Go through the records underneath and count the lines that include the string "this". Give nothing but the number.

>> begin THE RECORDS

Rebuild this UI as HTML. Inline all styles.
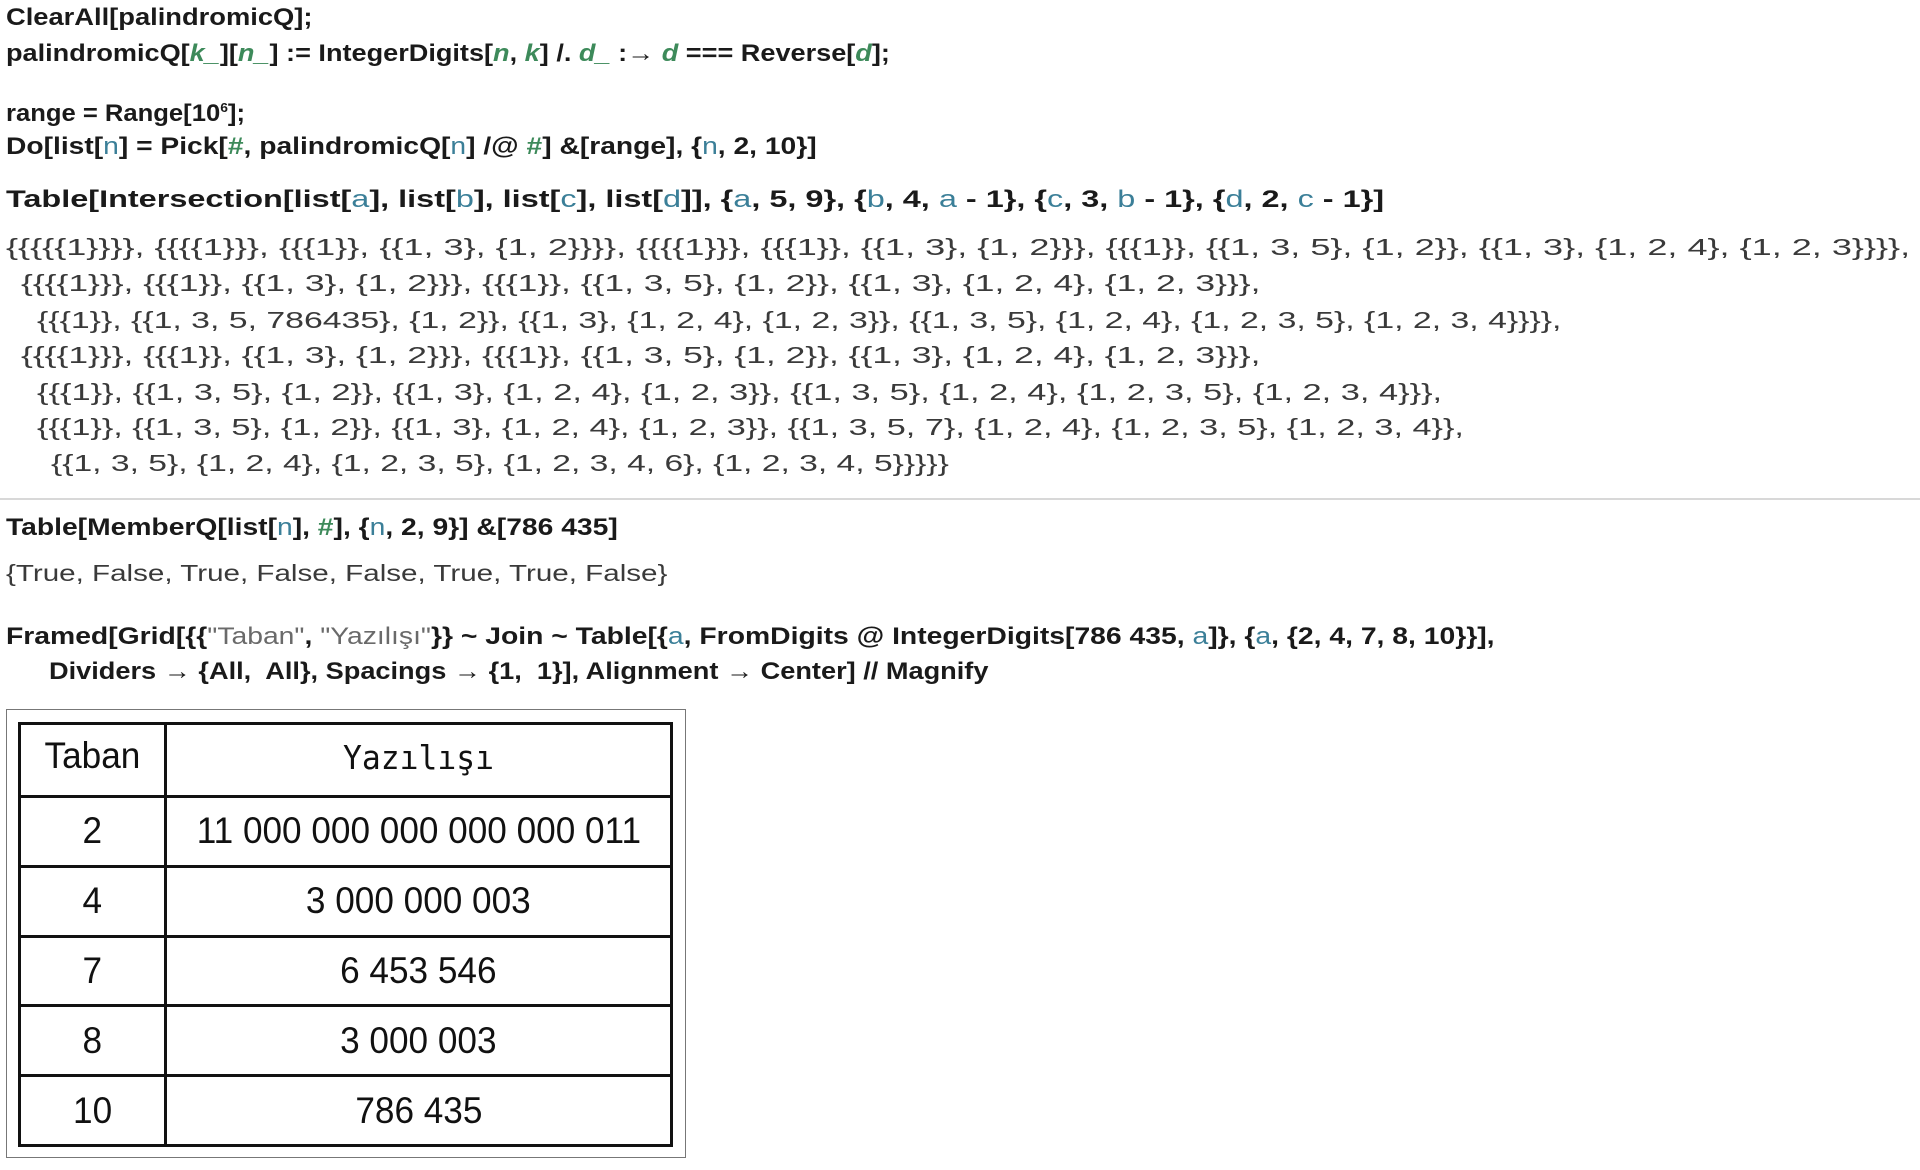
<!DOCTYPE html>
<html><head><meta charset="utf-8">
<style>
html,body{margin:0;padding:0;background:#fff;width:1920px;height:1170px;overflow:hidden}
.l{position:absolute;white-space:nowrap;height:30px;line-height:30px;transform-origin:0 50%;font-family:"Liberation Sans",sans-serif}
.c{font-size:24px;font-weight:bold;color:#1a1a1a}
.o{font-size:23px;color:#3a3a3a}
.g{color:#3d8a5a;font-style:italic}
.gn{color:#3d8a5a}
.b{color:#3b7f98;font-weight:normal}
.s{color:#6a6a6a;font-weight:normal}
#sep{position:absolute;left:0;top:498px;width:1920px;height:2px;background:#d8d8d8}
#frame{position:absolute;left:6px;top:709px;width:680px;height:449px;border:1px solid #777;box-sizing:border-box}
table{position:absolute;left:18px;top:722px;width:655px;height:425px;border-collapse:collapse;font-family:"Liberation Sans",sans-serif;font-size:37px;color:#111}
td{border:3px solid #111;text-align:center;padding:0}
td:first-child{width:143px}
td span{display:inline-block;transform:scaleX(0.95)}
</style></head><body>
<div class="l c" style="left:6px;top:3px" w="306">ClearAll[palindromicQ];</div>
<div class="l c" style="left:6px;top:39px" w="884">palindromicQ[<span class="g">k_</span>][<span class="g">n_</span>] := IntegerDigits[<span class="g">n</span>, <span class="g">k</span>] /. <span class="g">d_</span> :→ <span class="g">d</span> === Reverse[<span class="g">d</span>];</div>
<div class="l c" style="left:6px;top:93px" w="239">range = Range[10<sup style="font-size:13px">6</sup>];</div>
<div class="l c" style="left:6px;top:132px" w="811">Do[list[<span class="b">n</span>] = Pick[<span class="gn">#</span>, palindromicQ[<span class="b">n</span>] /@ <span class="gn">#</span>] &amp;[range], {<span class="b">n</span>, 2, 10}]</div>
<div class="l c" style="left:6px;top:185px" w="1378">Table[Intersection[list[<span class="b">a</span>], list[<span class="b">b</span>], list[<span class="b">c</span>], list[<span class="b">d</span>]], {<span class="b">a</span>, 5, 9}, {<span class="b">b</span>, 4, <span class="b">a</span> - 1}, {<span class="b">c</span>, 3, <span class="b">b</span> - 1}, {<span class="b">d</span>, 2, <span class="b">c</span> - 1}]</div>
<div class="l o" style="left:6px;top:232px" w="1904">{{{{{1}}}}, {{{{1}}}, {{{1}}, {{1, 3}, {1, 2}}}}, {{{{1}}}, {{{1}}, {{1, 3}, {1, 2}}}, {{{1}}, {{1, 3, 5}, {1, 2}}, {{1, 3}, {1, 2, 4}, {1, 2, 3}}}},</div>
<div class="l o" style="left:21px;top:268px" w="1240">{{{{1}}}, {{{1}}, {{1, 3}, {1, 2}}}, {{{1}}, {{1, 3, 5}, {1, 2}}, {{1, 3}, {1, 2, 4}, {1, 2, 3}}},</div>
<div class="l o" style="left:37px;top:305px" w="1524">{{{1}}, {{1, 3, 5, 786435}, {1, 2}}, {{1, 3}, {1, 2, 4}, {1, 2, 3}}, {{1, 3, 5}, {1, 2, 4}, {1, 2, 3, 5}, {1, 2, 3, 4}}}},</div>
<div class="l o" style="left:21px;top:340px" w="1240">{{{{1}}}, {{{1}}, {{1, 3}, {1, 2}}}, {{{1}}, {{1, 3, 5}, {1, 2}}, {{1, 3}, {1, 2, 4}, {1, 2, 3}}},</div>
<div class="l o" style="left:37px;top:377px" w="1405">{{{1}}, {{1, 3, 5}, {1, 2}}, {{1, 3}, {1, 2, 4}, {1, 2, 3}}, {{1, 3, 5}, {1, 2, 4}, {1, 2, 3, 5}, {1, 2, 3, 4}}},</div>
<div class="l o" style="left:37px;top:412px" w="1427">{{{1}}, {{1, 3, 5}, {1, 2}}, {{1, 3}, {1, 2, 4}, {1, 2, 3}}, {{1, 3, 5, 7}, {1, 2, 4}, {1, 2, 3, 5}, {1, 2, 3, 4}},</div>
<div class="l o" style="left:51px;top:448px" w="898">{{1, 3, 5}, {1, 2, 4}, {1, 2, 3, 5}, {1, 2, 3, 4, 6}, {1, 2, 3, 4, 5}}}}}</div>
<div id="sep"></div>
<div class="l c" style="left:6px;top:513px" w="612">Table[MemberQ[list[<span class="b">n</span>], <span class="gn">#</span>], {<span class="b">n</span>, 2, 9}] &amp;[786 435]</div>
<div class="l o" style="left:6px;top:558px" w="661">{True, False, True, False, False, True, True, False}</div>
<div class="l c" style="left:6px;top:622px" w="1488">Framed[Grid[{{<span class="s">"Taban"</span>, <span class="s">"Yazılışı"</span>}} ~ Join ~ Table[{<span class="b">a</span>, FromDigits @ IntegerDigits[786 435, <span class="b">a</span>]}, {<span class="b">a</span>, {2, 4, 7, 8, 10}}],</div>
<div class="l c" style="left:49px;top:657px" w="939">Dividers → {All,&nbsp; All}, Spacings → {1,&nbsp; 1}], Alignment → Center] // Magnify</div>
<div id="frame"></div>
<table>
<tr style="height:73px"><td><span style="position:relative;top:-4px">Taban</span></td><td style="font-family:'DejaVu Sans Mono','Liberation Mono',monospace;font-size:33px"><span style="position:relative;top:-3px">Yazılışı</span></td></tr>
<tr><td><span>2</span></td><td><span>11 000 000 000 000 000 011</span></td></tr>
<tr><td><span>4</span></td><td><span>3 000 000 003</span></td></tr>
<tr><td><span>7</span></td><td><span>6 453 546</span></td></tr>
<tr><td><span>8</span></td><td><span>3 000 003</span></td></tr>
<tr><td><span>10</span></td><td><span>786 435</span></td></tr>
</table>
<script>
document.querySelectorAll('.l').forEach(function(e){
  var w=parseFloat(e.getAttribute('w'));var n=e.scrollWidth;
  if(n>0)e.style.transform='scaleX('+(w/n)+')';
});
</script>
</body></html>
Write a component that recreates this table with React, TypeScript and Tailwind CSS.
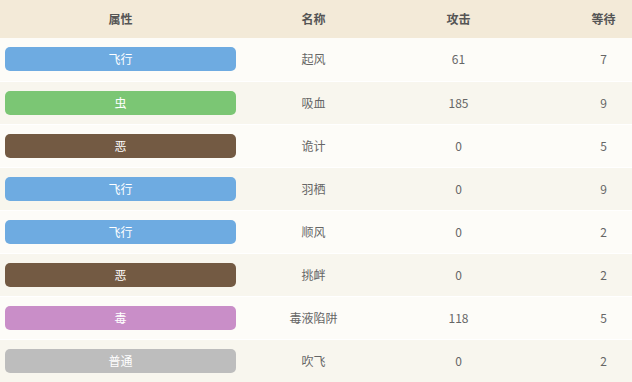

>> end THE RECORDS

OUTPUT OF THE TASK. 2